As I slunk away toward my car feeling inadequate, I noticed another group of runners finishing a run from the opposite direction. This group had no fancy uniforms. They wore gym shorts and T-shirts with numbers hastily scrawled on them. A few of them were running hard, but most had a clumsy pace. The crowd of runners who had passed me immediately formed on either side of these slower runners and began cheering wildly.
Curious, I walked back to the crowd and soon noticed that this group of runners were all developmentally disabled. Some of them had obvious handicaps but still they ran. They just kept going until they crossed the finished line. Eventually the kids who were just walking emerged, almost oblivious to the fact that this was a race. They wore grins that went from ear to ear as they waved to the cheering crowd. Then two girls who both had Down Syndrome appeared at the end, holding hands. They didn’t even seem to understand what all the cheering was about so they just joined in the celebration by clapping their own hands.

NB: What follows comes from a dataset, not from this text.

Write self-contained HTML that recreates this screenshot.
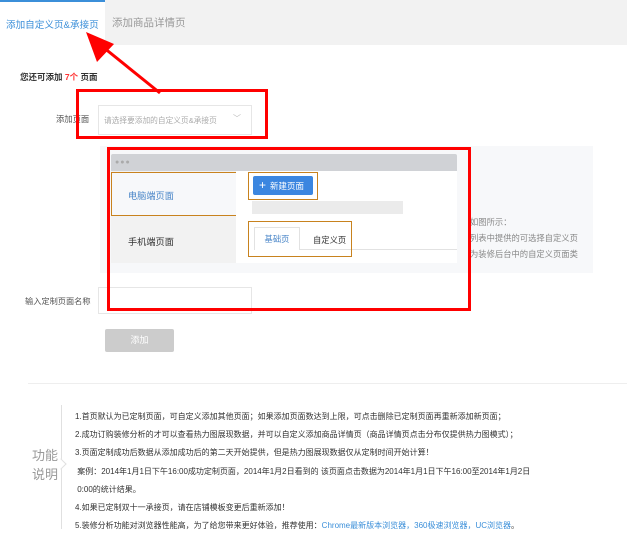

Why were we all cheering so enthusiastically for these disabled kids? Maybe it was because we were proud of their ability not to be limited by their handicaps. Maybe. Or maybe it was because there was something in all of us, something essentially human, that connected with something more obviously human in them. Maybe we envied these kids who were free of our life arguments and who had more joy than we may ever know.
But you can know that joy. You can know a joy that bursts through all your brokenness and your disability to fix that. You just have to give your argument a rest, look up in worship, see the Savior, and hear all the saints of heaven cheering for you to keep going.
To the Lord our God, Alpha and Omega, be all glory and honor forever. Amen.